What to produce: Copy the data that follows, character for character, minus the pictures.

Data block:

# # # # # # #

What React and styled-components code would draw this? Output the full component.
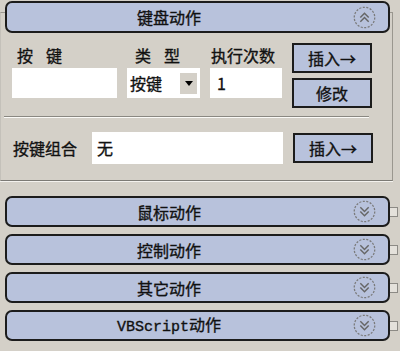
import React from 'react'
import styled, { createGlobalStyle } from 'styled-components'

const GlobalStyle = createGlobalStyle`
	body {
		margin: 0;
		background: #d4d0c8;
		font-family: 'Noto Sans CJK SC', 'Liberation Sans', sans-serif;
		color: #111;
	}
`

const Chevron = ({ up }) => (
	<svg width='23' height='23' viewBox='0 0 22 22'>
		<circle
			cx='11'
			cy='11'
			r='9.8'
			fill='none'
			stroke='#7a7a7a'
			strokeWidth='1.2'
			strokeDasharray='2 1.4'
		/>
		{up ? (
			<g fill='none' stroke='#666' strokeWidth='1.4'>
				<polyline points='7,11 11,7 15,11' />
				<polyline points='7,15 11,11 15,15' />
			</g>
		) : (
			<g fill='none' stroke='#666' strokeWidth='1.4'>
				<polyline points='7,7 11,11 15,7' />
				<polyline points='7,11 11,15 15,11' />
			</g>
		)}
	</svg>
)

const sections = ['鼠标动作', '控制动作', '其它动作', 'VBScript动作']

const App = () => {
	return (
		<Page>
			<GlobalStyle />
			<Group>
				<Bar $tall>
					<Title>键盘动作</Title>
					<Chevron up />
				</Bar>
				<Panel>
					<TopRow>
						<Field>
							<Label $indent={5} $spread>
								按键
							</Label>
							<TextBox />
						</Field>
						<Field>
							<Label $indent={8} $spread>
								类型
							</Label>
							<SelectBox>
								<SelectText>按键</SelectText>
								<DropBtn>
									<Arrow />
								</DropBtn>
							</SelectBox>
						</Field>
						<Field>
							<Label $indent={1}>执行次数</Label>
							<TextBox>1</TextBox>
						</Field>
						<ButtonStack>
							<Button>插入→</Button>
							<Button>修改</Button>
						</ButtonStack>
					</TopRow>
					<Separator />
					<ComboRow>
						<ComboLabel>按键组合</ComboLabel>
						<ComboBox>无</ComboBox>
						<Button>插入→</Button>
					</ComboRow>
				</Panel>
			</Group>
			<List>
				{sections.map((s) => (
					<Row key={s}>
						<Bar>
							<Title>
								{s.startsWith('VB') ? (
									<>
										<Mono>VBScript</Mono>动作
									</>
								) : (
									s
								)}
							</Title>
							<Chevron />
						</Bar>
						<Nub />
					</Row>
				))}
			</List>
		</Page>
	)
}

const Page = styled.div`
	width: 400px;
	height: 351px;
	overflow: hidden;
	padding-top: 1px;
	box-sizing: border-box;
	-webkit-text-stroke: 0.35px #111;
`

const Group = styled.section`
	display: flex;
	flex-direction: column;
`

const Bar = styled.div`
	position: relative;
	z-index: 1;
	box-sizing: border-box;
	margin-left: 5px;
	width: 385px;
	height: ${(p) => (p.$tall ? '32px' : '31px')};
	display: flex;
	align-items: center;
	background: #b8c2dc;
	border: 2px solid #1c1c1c;
	border-radius: 7px;
	padding-right: 12px;
	svg {
		flex: none;
	}
`

const Title = styled.div`
	flex: 1;
	text-align: center;
	padding-right: 22px;
	font-size: 16px;
	line-height: 20px;
	color: #111;
`

const Mono = styled.span`
	font-family: 'Liberation Mono', monospace;
	font-size: 15px;
`

const Panel = styled.div`
	margin-top: -21px;
	width: 393px;
	box-sizing: border-box;
	border: 1px solid #9a978f;
	border-left-color: #c4c1ba;
	border-bottom-color: #7c7a75;
	box-shadow: 0 1px 0 #f4f2ee;
	padding: 30px 0 16px 11px;
`

const TopRow = styled.div`
	display: grid;
	grid-template-columns: 105px 73px 72px 80px;
	column-gap: 10px;
	align-items: start;
`

const Field = styled.div`
	display: flex;
	flex-direction: column;
	padding-top: 2px;
`

const Label = styled.div`
	padding-left: ${(p) => p.$indent}px;
	font-size: 16px;
	line-height: 20px;
	height: 20px;
	margin-bottom: 3px;
	letter-spacing: ${(p) => (p.$spread ? '13px' : '0')};
	white-space: nowrap;
`

const TextBox = styled.div`
	height: 30px;
	background: #fff;
	box-sizing: border-box;
	padding-left: 7px;
	font-size: 16px;
	line-height: 30px;
`

const SelectBox = styled.div`
	height: 30px;
	background: #fff;
	display: flex;
	align-items: center;
	padding: 0 3px;
`

const SelectText = styled.span`
	flex: 1;
	font-size: 16px;
	line-height: 20px;
`

const DropBtn = styled.div`
	width: 17px;
	height: 21px;
	background: #d4d0c8;
	display: flex;
	align-items: center;
	justify-content: center;
`

const Arrow = styled.span`
	width: 0;
	height: 0;
	border-left: 4px solid transparent;
	border-right: 4px solid transparent;
	border-top: 5px solid #000;
`

const ButtonStack = styled.div`
	display: flex;
	flex-direction: column;
	gap: 5px;
`

const Button = styled.button`
	width: 80px;
	height: 30px;
	padding: 0;
	background: #b8c2dc;
	border: 2px solid #1c1c1c;
	font-family: inherit;
	font-size: 16px;
	color: #111;
`

const Separator = styled.div`
	margin: 8px 0 0 -8px;
	width: 365px;
	height: 1px;
	background: #8a8882;
	box-shadow: 0 1px 0 #fbfaf7;
`

const ComboRow = styled.div`
	margin-top: 15px;
	display: flex;
	align-items: center;
`

const ComboLabel = styled.div`
	width: 79px;
	padding-left: 1px;
	font-size: 16px;
	line-height: 20px;
	white-space: nowrap;
`

const ComboBox = styled.div`
	width: 191px;
	height: 32px;
	margin-right: 10px;
	background: #fff;
	box-sizing: border-box;
	padding-left: 5px;
	font-size: 16px;
	line-height: 32px;
`

const List = styled.div`
	margin-top: 15px;
	display: flex;
	flex-direction: column;
	gap: 7px;
`

const Row = styled.div`
	display: flex;
	align-items: center;
`

const Nub = styled.div`
	width: 7px;
	height: 8px;
	border: 1px solid #8c8a85;
	border-left: none;
	background: #e4e1db;
`

export default App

# # # # # # #

Reply to the task:
What React and styled-components code would draw this? Output the full component.
import React from 'react'
import styled, { createGlobalStyle } from 'styled-components'

const GlobalStyle = createGlobalStyle`
	body {
		margin: 0;
		background: #d4d0c8;
		font-family: 'Noto Sans CJK SC', 'Liberation Sans', sans-serif;
		color: #111;
	}
`

const Chevron = ({ up }) => (
	<svg width='23' height='23' viewBox='0 0 22 22'>
		<circle
			cx='11'
			cy='11'
			r='9.8'
			fill='none'
			stroke='#7a7a7a'
			strokeWidth='1.2'
			strokeDasharray='2 1.4'
		/>
		{up ? (
			<g fill='none' stroke='#666' strokeWidth='1.4'>
				<polyline points='7,11 11,7 15,11' />
				<polyline points='7,15 11,11 15,15' />
			</g>
		) : (
			<g fill='none' stroke='#666' strokeWidth='1.4'>
				<polyline points='7,7 11,11 15,7' />
				<polyline points='7,11 11,15 15,11' />
			</g>
		)}
	</svg>
)

const sections = ['鼠标动作', '控制动作', '其它动作', 'VBScript动作']

const App = () => {
	return (
		<Page>
			<GlobalStyle />
			<Group>
				<Bar $tall>
					<Title>键盘动作</Title>
					<Chevron up />
				</Bar>
				<Panel>
					<TopRow>
						<Field>
							<Label $indent={5} $spread>
								按键
							</Label>
							<TextBox />
						</Field>
						<Field>
							<Label $indent={8} $spread>
								类型
							</Label>
							<SelectBox>
								<SelectText>按键</SelectText>
								<DropBtn>
									<Arrow />
								</DropBtn>
							</SelectBox>
						</Field>
						<Field>
							<Label $indent={1}>执行次数</Label>
							<TextBox>1</TextBox>
						</Field>
						<ButtonStack>
							<Button>插入→</Button>
							<Button>修改</Button>
						</ButtonStack>
					</TopRow>
					<Separator />
					<ComboRow>
						<ComboLabel>按键组合</ComboLabel>
						<ComboBox>无</ComboBox>
						<Button>插入→</Button>
					</ComboRow>
				</Panel>
			</Group>
			<List>
				{sections.map((s) => (
					<Row key={s}>
						<Bar>
							<Title>
								{s.startsWith('VB') ? (
									<>
										<Mono>VBScript</Mono>动作
									</>
								) : (
									s
								)}
							</Title>
							<Chevron />
						</Bar>
						<Nub />
					</Row>
				))}
			</List>
		</Page>
	)
}

const Page = styled.div`
	width: 400px;
	height: 351px;
	overflow: hidden;
	padding-top: 1px;
	box-sizing: border-box;
	-webkit-text-stroke: 0.35px #111;
`

const Group = styled.section`
	display: flex;
	flex-direction: column;
`

const Bar = styled.div`
	position: relative;
	z-index: 1;
	box-sizing: border-box;
	margin-left: 5px;
	width: 385px;
	height: ${(p) => (p.$tall ? '32px' : '31px')};
	display: flex;
	align-items: center;
	background: #b8c2dc;
	border: 2px solid #1c1c1c;
	border-radius: 7px;
	padding-right: 12px;
	svg {
		flex: none;
	}
`

const Title = styled.div`
	flex: 1;
	text-align: center;
	padding-right: 22px;
	font-size: 16px;
	line-height: 20px;
	color: #111;
`

const Mono = styled.span`
	font-family: 'Liberation Mono', monospace;
	font-size: 15px;
`

const Panel = styled.div`
	margin-top: -21px;
	width: 393px;
	box-sizing: border-box;
	border: 1px solid #9a978f;
	border-left-color: #c4c1ba;
	border-bottom-color: #7c7a75;
	box-shadow: 0 1px 0 #f4f2ee;
	padding: 30px 0 16px 11px;
`

const TopRow = styled.div`
	display: grid;
	grid-template-columns: 105px 73px 72px 80px;
	column-gap: 10px;
	align-items: start;
`

const Field = styled.div`
	display: flex;
	flex-direction: column;
	padding-top: 2px;
`

const Label = styled.div`
	padding-left: ${(p) => p.$indent}px;
	font-size: 16px;
	line-height: 20px;
	height: 20px;
	margin-bottom: 3px;
	letter-spacing: ${(p) => (p.$spread ? '13px' : '0')};
	white-space: nowrap;
`

const TextBox = styled.div`
	height: 30px;
	background: #fff;
	box-sizing: border-box;
	padding-left: 7px;
	font-size: 16px;
	line-height: 30px;
`

const SelectBox = styled.div`
	height: 30px;
	background: #fff;
	display: flex;
	align-items: center;
	padding: 0 3px;
`

const SelectText = styled.span`
	flex: 1;
	font-size: 16px;
	line-height: 20px;
`

const DropBtn = styled.div`
	width: 17px;
	height: 21px;
	background: #d4d0c8;
	display: flex;
	align-items: center;
	justify-content: center;
`

const Arrow = styled.span`
	width: 0;
	height: 0;
	border-left: 4px solid transparent;
	border-right: 4px solid transparent;
	border-top: 5px solid #000;
`

const ButtonStack = styled.div`
	display: flex;
	flex-direction: column;
	gap: 5px;
`

const Button = styled.button`
	width: 80px;
	height: 30px;
	padding: 0;
	background: #b8c2dc;
	border: 2px solid #1c1c1c;
	font-family: inherit;
	font-size: 16px;
	color: #111;
`

const Separator = styled.div`
	margin: 8px 0 0 -8px;
	width: 365px;
	height: 1px;
	background: #8a8882;
	box-shadow: 0 1px 0 #fbfaf7;
`

const ComboRow = styled.div`
	margin-top: 15px;
	display: flex;
	align-items: center;
`

const ComboLabel = styled.div`
	width: 79px;
	padding-left: 1px;
	font-size: 16px;
	line-height: 20px;
	white-space: nowrap;
`

const ComboBox = styled.div`
	width: 191px;
	height: 32px;
	margin-right: 10px;
	background: #fff;
	box-sizing: border-box;
	padding-left: 5px;
	font-size: 16px;
	line-height: 32px;
`

const List = styled.div`
	margin-top: 15px;
	display: flex;
	flex-direction: column;
	gap: 7px;
`

const Row = styled.div`
	display: flex;
	align-items: center;
`

const Nub = styled.div`
	width: 7px;
	height: 8px;
	border: 1px solid #8c8a85;
	border-left: none;
	background: #e4e1db;
`

export default App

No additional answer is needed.